Abstract

Previous methods treat visual relationship detection as a combination of object detection and predicate detection. However, natural images likely contain hundreds of objects and thousands of object pairs. Relying only on object detection and predicate detection is insufficient for effective visual relationship detection because the significant relationships are easily overwhelmed by the dominant less-significant relationships. In this paper, we propose a novel subtask for visual relationship detection, the significance detection, as the complement of object detection and predicate detection. Significance detection refers to the task of identifying object pairs with significant relationships. Meanwhile, we propose a novel multi-task compositional network (MCN) that simultaneously performs object detection, predicate detection, and significance detection. MCN consists of three modules, an object detector, a relationship generator, and a relationship predictor. The object detector detects objects.

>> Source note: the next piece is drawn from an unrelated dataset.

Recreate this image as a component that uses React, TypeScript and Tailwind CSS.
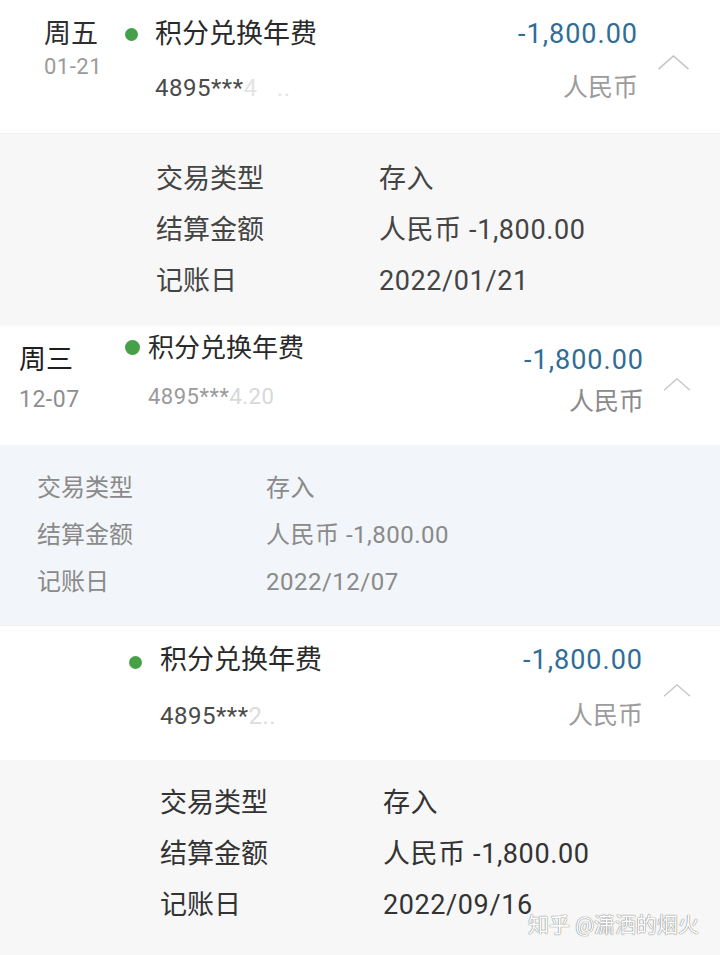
import React from 'react';

// one expanded transaction row from a bank statement list
type Detail = { label: string; value: string };

const Chevron = ({ className }: { className: string }) => (
  <svg className={className} viewBox="0 0 34 16" fill="none">
    <polyline points="1,15 17,1 33,15" stroke="#c4c4c4" strokeWidth="1.6" />
  </svg>
);

const Dot = ({ className }: { className: string }) => (
  <span className={`block rounded-full bg-[#45a048] shrink-0 ${className}`} />
);

function DetailPanel({ rows, wrap, label, value }: { rows: Detail[]; wrap: string; label: string; value: string }) {
  return (
    <div className={wrap}>
      {rows.map((r) => (
        <div key={r.label} className="flex">
          <span className={label}>{r.label}</span>
          <span className={value}>{r.value}</span>
        </div>
      ))}
    </div>
  );
}

const detailsFor = (date: string): Detail[] => [
  { label: '交易类型', value: '存入' },
  { label: '结算金额', value: '人民币 -1,800.00' },
  { label: '记账日', value: date },
];

export default function App() {
  return (
    <div className="w-[720px] h-[955px] overflow-hidden bg-white font-['Roboto','Noto_Sans_CJK_SC',sans-serif] relative">
      {/* Entry 1 */}
      <div className="flex h-[133px] pt-[18px] bg-white">
        <div className="w-[125px] pl-[44px] flex flex-col">
          <span className="text-[27px] leading-[32px] text-[#2e2e2e]">周五</span>
          <span className="mt-[4px] text-[22px] leading-[26px] tracking-[0.5px] text-[#9a9a9a]">01-21</span>
        </div>
        <Dot className="mt-[10px] w-[13px] h-[13px]" />
        <div className="ml-[17px] flex flex-col">
          <span className="text-[27px] leading-[32px] text-[#2a2a2a]">积分兑换年费</span>
          <span className="mt-[22px] text-[24px] leading-[32px] tracking-[0.5px] text-[#4a4a4a]">
            4895***<span className="text-[#e4e4e4]">4 &nbsp; ..</span>
          </span>
        </div>
        <div className="flex-1 flex flex-col items-end">
          <span className="text-[27px] leading-[32px] tracking-[1px] text-[#2f6d98]">-1,800.00</span>
          <span className="mt-[22px] text-[25px] leading-[32px] text-[#9c9c9c]">人民币</span>
        </div>
        <div className="w-[82px] flex">
          <Chevron className="ml-[19px] mt-[37px] w-[33px] h-[15px]" />
        </div>
      </div>
      <DetailPanel
        rows={detailsFor('2022/01/21')}
        wrap="h-[192px] bg-[#f7f7f7] pt-[20px] pl-[156px] border-t border-[#f0f0f0]"
        label="w-[223px] text-[27px] leading-[51px] text-[#444]"
        value="text-[27px] leading-[51px] tracking-[0.6px] text-[#444]"
      />

      {/* Entry 2 */}
      <div className="flex h-[120px] pt-[6px] bg-white border-t-2 border-[#fbfbfb]">
        <div className="w-[125px] pl-[19px] flex flex-col">
          <span className="mt-[12px] text-[27px] leading-[30px] text-[#1e1e1e]">周三</span>
          <span className="mt-[12px] text-[23px] leading-[26px] tracking-[0.5px] text-[#8e8e8e]">12-07</span>
        </div>
        <Dot className="mt-[7px] w-[15px] h-[15px]" />
        <div className="ml-[8px] flex flex-col">
          <span className="text-[26px] leading-[30px] text-[#2a2a2a]">积分兑换年费</span>
          <span className="mt-[19px] text-[22px] leading-[30px] tracking-[0.5px] text-[#9a9a9a]">
            4895***<span className="text-[#d8d8d8]">4.20</span>
          </span>
        </div>
        <div className="flex-1 flex flex-col items-end">
          <span className="mt-[12px] text-[27px] leading-[30px] tracking-[1px] text-[#2f6d98]">-1,800.00</span>
          <span className="mt-[12px] text-[25px] leading-[30px] text-[#8a8a8a]">人民币</span>
        </div>
        <div className="w-[76px] flex">
          <Chevron className="ml-[19px] mt-[45px] w-[28px] h-[13px]" />
        </div>
      </div>
      <DetailPanel
        rows={detailsFor('2022/12/07')}
        wrap="h-[180px] bg-[#f2f5f9] pt-[20px] pl-[37px]"
        label="w-[229px] text-[24px] leading-[47px] text-[#8a8a8a]"
        value="text-[24px] leading-[47px] tracking-[0.5px] text-[#8a8a8a]"
      />

      {/* Entry 3 */}
      <div className="flex h-[135px] pt-[18px] bg-white border-t border-[#eef0f2]">
        <div className="w-[129px]" />
        <Dot className="mt-[12px] w-[13px] h-[13px]" />
        <div className="ml-[18px] flex flex-col">
          <span className="text-[27px] leading-[32px] text-[#2a2a2a]">积分兑换年费</span>
          <span className="mt-[24px] text-[24px] leading-[32px] tracking-[0.5px] text-[#4a4a4a]">
            4895***<span className="text-[#dcdcdc]">2..</span>
          </span>
        </div>
        <div className="flex-1 flex flex-col items-end">
          <span className="text-[27px] leading-[32px] tracking-[1px] text-[#2f6d98]">-1,800.00</span>
          <span className="mt-[24px] text-[25px] leading-[32px] text-[#9c9c9c]">人民币</span>
        </div>
        <div className="w-[77px] flex">
          <Chevron className="ml-[20px] mt-[40px] w-[28px] h-[13px]" />
        </div>
      </div>
      <DetailPanel
        rows={detailsFor('2022/09/16')}
        wrap="h-[195px] bg-[#f7f7f7] pt-[18px] pl-[160px]"
        label="w-[223px] text-[27px] leading-[51px] text-[#333]"
        value="text-[27px] leading-[51px] tracking-[0.6px] text-[#333]"
      />

      {/* watermark */}
      <span className="absolute left-[528px] top-[911px] text-[21px] leading-[28px] text-white [text-shadow:0_0_1px_#777,0_0_1px_#777]">
        知乎 @潇洒的烟火
      </span>
    </div>
  );
}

The relationship generator provides useful relationships, and the relationship predictor produces significance scores and predicts predicates. Furthermore, MCN proposes a multimodal feature fusion strategy based on visual, spatial, and label features and a novel correlated loss function to deeply combine object detection, predicate detection, and significance detection. MCN is validated on two datasets: visual relationship detection dataset and visual genome dataset. The experimental results compared with state-of-the-art methods verify the competitiveness of MCN and the usefulness of significance detection in visual relationship detection.